On 26 September 2022, moving at 6.1 km/s, NASA’s DART spacecraft crashed into the Dimorphos asteroid. Part of our Solar System changed. The impact shrunk the orbit of the Great Pyramid-sized Dimorphos around its parent asteroid, the mountain-sized Didymos.
This grand experiment was performed to prove we could defend Earth against an incoming asteroid, by striking it with a spacecraft to deflect it. DART succeeded. But that still leaves many things scientists don’t know: What is the precise mass and makeup of Dimorphos? What did the impact do to the asteroid? How big is the crater left by DART’s collision? Or has Dimorphos completely cracked apart, to be held together only by its own weak gravity?
That’s why we’re going back – with ESA’s Hera mission. The spacecraft will revisit Dimorphos to gather vital close-up data about the deflected body, to turn DART’s grand-scale experiment into a well-understood and potentially repeatable planetary defence technique.

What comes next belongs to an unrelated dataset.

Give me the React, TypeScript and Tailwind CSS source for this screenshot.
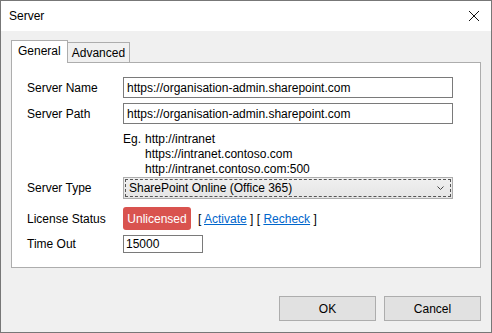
import React from "react";

const font = { fontFamily: '"Segoe UI", "Liberation Sans", Arial, sans-serif' };

function Row({ label, children }: { label: string; children: React.ReactNode }) {
  return (
    <div className="flex items-center">
      <div className="w-[96px] shrink-0">{label}</div>
      {children}
    </div>
  );
}

export default function App() {
  return (
    <div
      className="w-[492px] h-[333px] border border-[#777777] flex flex-col text-[12px] text-black bg-[#f0f0f0] overflow-hidden"
      style={font}
    >
      {/* title bar */}
      <div className="h-[30px] bg-white flex items-center justify-between pl-[8px] pr-[10px] shrink-0">
        <span className="text-[12px]">Server</span>
        <svg width="12" height="12" viewBox="0 0 12 12" className="mr-[1px]">
          <path d="M1 1 L11 11 M11 1 L1 11" stroke="#111" strokeWidth="1" />
        </svg>
      </div>

      <div className="flex-1 flex flex-col pt-[10px] px-[10px]">
        {/* tabs */}
        <div className="flex items-end h-[22px] relative z-10 -mb-px">
          <div className="h-[23px] px-[6px] bg-white border border-b-0 border-[#adadad] flex items-center leading-none pb-[2px]">
            General
          </div>
          <div className="h-[21px] px-[4px] bg-[#f0f0f0] border border-l-0 border-[#adadad] flex items-center leading-none">
            Advanced
          </div>
        </div>

        {/* panel */}
        <div className="h-[206px] bg-white border border-[#adadad] pl-[15px] pt-[14px] pr-[27px] flex flex-col">
          <Row label="Server Name">
            <div className="flex-1 h-[21px] border border-[#7a7a7a] flex items-center px-[3px]">
              https://organisation-admin.sharepoint.com
            </div>
          </Row>
          <div className="h-[5px]" />
          <Row label="Server Path">
            <div className="flex-1 h-[21px] border border-[#7a7a7a] flex items-center px-[3px]">
              https://organisation-admin.sharepoint.com
            </div>
          </Row>
          <div className="ml-[96px] mt-[8px] flex leading-[15px]">
            <span className="w-[22px]">Eg.</span>
            <div className="flex flex-col">
              <span>http://intranet</span>
              <span>https://intranet.contoso.com</span>
              <span>http://intranet.contoso.com:500</span>
            </div>
          </div>
          <Row label="Server Type">
            <div className="flex-1 h-[22px] border border-[#acacac] bg-gradient-to-b from-[#f0f0f0] to-[#e5e5e5] p-[1px] ml-0">
              <div className="h-full border border-dashed border-[#555] flex items-center justify-between pl-[3px] pr-[6px]">
                <span>SharePoint Online (Office 365)</span>
                <svg width="7" height="5" viewBox="0 0 7 5">
                  <path d="M0.5 0.5 L3.5 3.5 L6.5 0.5" stroke="#444" strokeWidth="1" fill="none" />
                </svg>
              </div>
            </div>
          </Row>
          <div className="h-[8px]" />
          <Row label="License Status">
            <div className="flex items-center">
              <div className="h-[23px] w-[68px] rounded-[3px] bg-[#d9534f] text-white flex items-center justify-center">
                Unlicensed
              </div>
              <span className="ml-[7px]">
                [ <span className="text-[#0066cc] underline">Activate</span> ] [{" "}
                <span className="text-[#0066cc] underline">Recheck</span> ]
              </span>
            </div>
          </Row>
          <div className="h-[5px]" />
          <Row label="Time Out">
            <div className="w-[80px] h-[18px] border border-[#7a7a7a] flex items-center px-[2px]">15000</div>
          </Row>
        </div>

        {/* buttons */}
        <div className="flex justify-end gap-[8px] mt-[28px]">
          <button className="w-[97px] h-[25px] border border-[#adadad] bg-[#e1e1e1] flex items-center justify-center">
            OK
          </button>
          <button className="w-[97px] h-[25px] border border-[#adadad] bg-[#e1e1e1] flex items-center justify-center">
            Cancel
          </button>
        </div>
      </div>
    </div>
  );
}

The mission will also perform the most detailed exploration yet of a binary asteroid system – although binaries make up 15% of all known asteroids, one has never been surveyed in detail.

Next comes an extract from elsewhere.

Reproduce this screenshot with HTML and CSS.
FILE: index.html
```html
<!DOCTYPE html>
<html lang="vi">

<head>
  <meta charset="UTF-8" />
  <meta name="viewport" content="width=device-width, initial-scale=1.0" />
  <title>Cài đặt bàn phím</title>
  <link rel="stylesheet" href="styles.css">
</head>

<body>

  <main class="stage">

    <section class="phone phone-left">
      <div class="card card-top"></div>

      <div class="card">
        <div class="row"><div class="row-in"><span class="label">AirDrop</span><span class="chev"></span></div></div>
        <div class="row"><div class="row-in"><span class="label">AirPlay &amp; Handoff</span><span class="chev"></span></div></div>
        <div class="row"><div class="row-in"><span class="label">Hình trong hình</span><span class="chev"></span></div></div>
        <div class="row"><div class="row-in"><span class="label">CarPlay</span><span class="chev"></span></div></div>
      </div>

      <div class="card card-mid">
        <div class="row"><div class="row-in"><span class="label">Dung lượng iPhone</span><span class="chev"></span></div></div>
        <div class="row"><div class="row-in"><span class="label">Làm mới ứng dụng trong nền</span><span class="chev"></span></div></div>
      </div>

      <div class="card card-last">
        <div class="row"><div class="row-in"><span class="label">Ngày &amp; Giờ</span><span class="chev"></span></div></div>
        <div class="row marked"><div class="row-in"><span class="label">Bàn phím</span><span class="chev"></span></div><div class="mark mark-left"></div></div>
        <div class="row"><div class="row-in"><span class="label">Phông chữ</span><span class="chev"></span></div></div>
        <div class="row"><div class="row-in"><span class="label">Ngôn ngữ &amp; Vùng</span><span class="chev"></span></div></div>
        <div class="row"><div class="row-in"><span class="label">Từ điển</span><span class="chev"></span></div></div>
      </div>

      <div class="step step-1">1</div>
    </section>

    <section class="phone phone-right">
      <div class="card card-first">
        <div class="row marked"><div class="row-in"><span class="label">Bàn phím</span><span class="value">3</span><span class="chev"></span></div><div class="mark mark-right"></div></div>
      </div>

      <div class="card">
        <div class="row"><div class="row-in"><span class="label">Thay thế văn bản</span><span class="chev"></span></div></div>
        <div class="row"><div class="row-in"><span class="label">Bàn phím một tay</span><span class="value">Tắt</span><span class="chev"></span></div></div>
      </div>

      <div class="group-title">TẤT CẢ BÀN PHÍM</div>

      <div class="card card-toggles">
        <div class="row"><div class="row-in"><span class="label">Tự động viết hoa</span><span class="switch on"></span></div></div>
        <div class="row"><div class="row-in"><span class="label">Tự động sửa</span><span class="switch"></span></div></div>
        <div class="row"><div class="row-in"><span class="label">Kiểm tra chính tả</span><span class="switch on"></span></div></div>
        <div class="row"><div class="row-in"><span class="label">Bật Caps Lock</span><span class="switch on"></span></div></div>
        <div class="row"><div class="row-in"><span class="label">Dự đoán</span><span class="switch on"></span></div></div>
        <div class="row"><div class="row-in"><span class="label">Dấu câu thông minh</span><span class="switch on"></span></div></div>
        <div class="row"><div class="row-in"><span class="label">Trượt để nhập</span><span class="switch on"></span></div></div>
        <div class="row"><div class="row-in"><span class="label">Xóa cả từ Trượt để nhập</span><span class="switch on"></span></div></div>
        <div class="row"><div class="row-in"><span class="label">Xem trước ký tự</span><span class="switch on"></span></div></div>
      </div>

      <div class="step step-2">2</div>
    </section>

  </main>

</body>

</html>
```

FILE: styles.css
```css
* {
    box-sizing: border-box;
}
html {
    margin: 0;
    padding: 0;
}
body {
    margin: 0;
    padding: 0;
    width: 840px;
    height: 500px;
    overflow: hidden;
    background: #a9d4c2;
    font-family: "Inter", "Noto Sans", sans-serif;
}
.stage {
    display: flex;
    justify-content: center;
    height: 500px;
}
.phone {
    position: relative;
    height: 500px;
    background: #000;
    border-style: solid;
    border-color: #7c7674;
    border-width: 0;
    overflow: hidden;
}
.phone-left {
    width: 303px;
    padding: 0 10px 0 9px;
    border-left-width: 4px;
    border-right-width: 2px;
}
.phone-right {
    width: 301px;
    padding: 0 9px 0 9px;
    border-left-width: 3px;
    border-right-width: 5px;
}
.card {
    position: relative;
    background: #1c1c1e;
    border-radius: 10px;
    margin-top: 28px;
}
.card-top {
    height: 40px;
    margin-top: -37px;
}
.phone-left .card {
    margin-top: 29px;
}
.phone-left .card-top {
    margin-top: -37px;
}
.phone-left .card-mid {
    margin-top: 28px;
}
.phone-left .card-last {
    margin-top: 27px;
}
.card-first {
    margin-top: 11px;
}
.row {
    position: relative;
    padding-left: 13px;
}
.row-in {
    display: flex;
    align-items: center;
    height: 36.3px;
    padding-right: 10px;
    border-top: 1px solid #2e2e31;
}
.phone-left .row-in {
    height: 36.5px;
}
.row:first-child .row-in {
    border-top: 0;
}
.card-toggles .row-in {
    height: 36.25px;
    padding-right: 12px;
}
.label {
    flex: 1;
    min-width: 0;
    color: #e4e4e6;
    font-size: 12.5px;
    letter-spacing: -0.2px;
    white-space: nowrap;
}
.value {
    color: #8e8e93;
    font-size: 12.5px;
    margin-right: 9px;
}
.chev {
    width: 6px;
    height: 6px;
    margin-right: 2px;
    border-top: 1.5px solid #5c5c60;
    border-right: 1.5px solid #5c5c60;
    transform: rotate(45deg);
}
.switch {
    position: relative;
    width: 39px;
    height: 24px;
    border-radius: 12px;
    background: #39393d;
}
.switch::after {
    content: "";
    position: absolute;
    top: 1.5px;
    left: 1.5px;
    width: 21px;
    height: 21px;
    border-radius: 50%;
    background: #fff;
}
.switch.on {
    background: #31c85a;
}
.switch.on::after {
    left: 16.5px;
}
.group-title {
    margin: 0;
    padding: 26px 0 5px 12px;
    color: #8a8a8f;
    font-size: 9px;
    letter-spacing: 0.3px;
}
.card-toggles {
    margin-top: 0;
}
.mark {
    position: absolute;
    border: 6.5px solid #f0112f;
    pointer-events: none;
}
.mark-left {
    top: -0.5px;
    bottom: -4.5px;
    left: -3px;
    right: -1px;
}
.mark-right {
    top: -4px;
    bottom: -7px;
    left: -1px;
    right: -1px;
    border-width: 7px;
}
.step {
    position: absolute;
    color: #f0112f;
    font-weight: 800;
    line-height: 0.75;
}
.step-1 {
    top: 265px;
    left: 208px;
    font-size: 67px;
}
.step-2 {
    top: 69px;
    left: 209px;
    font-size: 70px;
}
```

Hera will also perform technology demonstration experiments, including the deployment ESA’s first deep space ‘CubeSats’ – shoebox-sized spacecraft to venture closer than the main mission then eventually land – and an ambitious test of 'self-driving' for the main spacecraft, based on vision-based navigation.
By the end of Hera’s observations, Dimorphos will become the best studied asteroid in history – which is vital, because if a body of this size ever struck Earth it could destroy a whole city. The dinosaurs had no defence against asteroids, because they never had a space agency. But – through Hera – we are teaching ourselves what we can do to reduce this hazard and make space safer.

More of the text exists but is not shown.